Fox Mulder

Fox Mulder

Aliases: Spooky, Tom Braidwood, M F Luder, Marty Mulder, George E Hale

Nationality: American

Occupation: FBI Special Agent

Career History

Mulder was a psychological profiler in the FBI Violent Crimes Unit until he stumbled across 'The X Files' - cases deemed unsolvable due to apparent involvement of UFO or supernatural activity.

Third Man: Are you familiar with an agent named Fox Mulder?

Agent Scully: Yes, I am.

Third Man: How so?

Agent Scully: By reputation. He's an Oxford-educated psychologist who wrote a monograph on serial killers and the occult, which helped catch Monty Props in 1988. Generally thought of as the best analytical mind in the Bureau. He had a nickname at the Academy . . . "Spooky" Mulder.
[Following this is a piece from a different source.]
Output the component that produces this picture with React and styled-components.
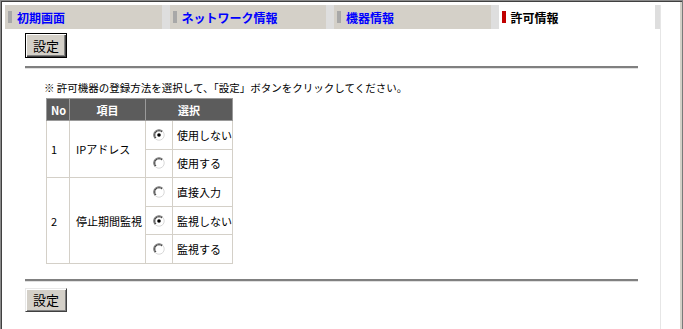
import React from 'react';
import styled, {createGlobalStyle} from 'styled-components';

const GlobalStyle = createGlobalStyle`
  html, body {
    margin: 0;
    padding: 0;
    background: #fff;
  }
  body {
    font-family: "Noto Sans CJK JP", "Liberation Sans", sans-serif;
  }
`

const Frame = styled.div`
  width: 683px;
  height: 329px;
  box-sizing: border-box;
  overflow: hidden;
  background: #fff;
  border-top: 1px solid #8a8a8a;
  border-left: 1px solid #8a8a8a;
  border-right: 1px solid #7a7a7a;
  box-shadow: inset 1px 1px 0 #404040, inset -2px 0 0 #d4d0c8;
  padding: 4px 0 0 4px;
`

const Page = styled.div`
  width: 656px;
  min-height: 330px;
  box-sizing: border-box;
  border-right: 1px solid #e6e6e6;
`

const TabRow = styled.div`
  display: flex;
  gap: 8px;
  height: 24px;
  width: 655px;
  padding-right: 5px;
  box-sizing: border-box;
  background: #dedede;
`

const Tab = styled.div`
  flex: 1;
  display: flex;
  align-items: center;
  gap: 5px;
  padding-left: 3px;
  background: ${p => p.active ? '#fff' : '#d4d0c8'};
  color: ${p => p.active ? '#000' : '#0000ff'};
  font-size: 12px;
  font-weight: bold;
  cursor: pointer;
`

const TabMark = styled.span`
  width: 4px;
  height: 12px;
  background: ${p => p.active ? '#c00000' : '#a8a8a8'};
`

const Content = styled.div`
  padding: 4px 0 0 20px;
`

const Button = styled.button`
  display: block;
  width: 42px;
  height: ${p => p.primary ? 25 : 24}px;
  padding: 0;
  margin: 0;
  box-sizing: border-box;
  background: #d4d0c8;
  font-family: "Noto Sans CJK JP", sans-serif;
  font-size: 13px;
  color: #000;
  border: 1px solid #000;
  box-shadow: inset 1px 1px 0 #fff, inset -1px -1px 0 #404040, inset -2px -2px 0 #808080;
  ${p => !p.primary && `
    border-color: #e8e8e8 #404040 #404040 #e8e8e8;
    box-shadow: inset 1px 1px 0 #fff, inset -1px -1px 0 #808080;
  `}
`

const Rule = styled.div`
  width: 613px;
  height: 2px;
  background: #808080;
  border-bottom: 1px solid #e0e0e0;
  margin-top: ${p => p.top}px;
  margin-bottom: ${p => p.bottom}px;
`

const Note = styled.p`
  margin: 0 0 3px 19px;
  font-size: 10.5px;
  line-height: 14px;
  color: #000;
`

const Table = styled.table`
  margin-left: 21px;
  border-collapse: collapse;
  font-size: 11px;
  color: #000;
  td, th {
    border: 1px solid #d4d0c8;
    padding: 0;
    white-space: nowrap;
  }
`

const HeadCell = styled.th`
  height: 21px;
  background: #5c5c5c;
  color: #fff;
  font-weight: bold;
  text-align: ${p => p.left ? 'left' : 'center'};
  padding-left: ${p => p.left ? 4 : 0}px !important;
  border-color: #9a9a9a !important;
`

const Row = styled.tr`
  height: 28.6px;
`

const Cell = styled.td`
  width: ${p => p.w}px;
  padding-left: ${p => p.pad || 0}px !important;
  text-align: ${p => p.center ? 'center' : 'left'};
  vertical-align: middle;
`

const Radio = ({checked}) => (
  <svg width="12" height="12" viewBox="0 0 12 12" style={{display: 'block', margin: '0 auto'}}>
    <circle cx="6" cy="6" r="5" fill="#fff"/>
    <path d="M2.3 9.7 A5.2 5.2 0 0 1 9.7 2.3" stroke="#707070" strokeWidth="1.1" fill="none"/>
    <path d="M3 9 A4.2 4.2 0 0 1 9 3" stroke="#303030" strokeWidth="1" fill="none"/>
    <path d="M9.7 2.3 A5.2 5.2 0 0 1 2.3 9.7" stroke="#d8d8d8" strokeWidth="1" fill="none"/>
    {checked && <circle cx="6" cy="6" r="1.8" fill="#000"/>}
  </svg>
)

const tabs = [
  {label: '初期画面'},
  {label: 'ネットワーク情報'},
  {label: '機器情報'},
  {label: '許可情報', active: true},
]

const items = [
  {no: '1', name: 'IPアドレス', options: [
    {label: '使用しない', checked: true},
    {label: '使用する'},
  ]},
  {no: '2', name: '停止期間監視', options: [
    {label: '直接入力'},
    {label: '監視しない', checked: true},
    {label: '監視する'},
  ]},
]

export default function App() {
  return (
    <Frame>
      <GlobalStyle/>
      <Page>
        <TabRow>
          {tabs.map(t => (
            <Tab key={t.label} active={t.active}>
              <TabMark active={t.active}/>
              {t.label}
            </Tab>
          ))}
        </TabRow>
        <Content>
          <Button primary>設定</Button>
          <Rule top={8} bottom={12}/>
          <Note>※ 許可機器の登録方法を選択して、「設定」ボタンをクリックしてください。</Note>
          <Table>
            <thead>
              <tr>
                <HeadCell left style={{width: 18}}>No</HeadCell>
                <HeadCell style={{width: 75}}>項目</HeadCell>
                <HeadCell colSpan={2}>選択</HeadCell>
              </tr>
            </thead>
            <tbody>
              {items.map(item => item.options.map((opt, i) => (
                <Row key={item.no + opt.label}>
                  {i === 0 && <Cell rowSpan={item.options.length} w={18} pad={4}>{item.no}</Cell>}
                  {i === 0 && <Cell rowSpan={item.options.length} w={69} pad={6}>{item.name}</Cell>}
                  <Cell w={26} center><Radio checked={opt.checked}/></Cell>
                  <Cell w={54} pad={4}>{opt.label}</Cell>
                </Row>
              )))}
            </tbody>
          </Table>
          <Rule top={15} bottom={6}/>
          <Button>設定</Button>
        </Content>
      </Page>
    </Frame>
  )
}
The X Files Season One: Pilot

 

Biography

Previously a profiler, he prefers to work on paranormal cases known as 'The X Files'.

His sister was abducted by aliens when he was young. He studied Psychology at Oxford University. After a regression hypnosis session, he recalled how his sister disappeared and started working for the FBI in 1984, with successes in psychology profiling. He discovered the X Files which held bizarre and unsolvable cases, which he believes will help him find his sister again.

In the first episode, he is assigned a new partner, a sceptical scientist called Dana Scully, who is to make objective reports on their cases.

Mulder: Sorry, nobody down here but the FBI's most unwanted.

Scully: Agent Mulder? I'm Dana Scully. I've been assigned to work with you.

Mulder: Oh, isn't it nice to be suddenly so highly regarded. So, who did you tick off to get stuck with this detail, Scully?

Scully: Actually, I'm looking forward to working with you. I've heard a lot about you.

Mulder: Oh, really? I was under the impression that you were sent to spy on me.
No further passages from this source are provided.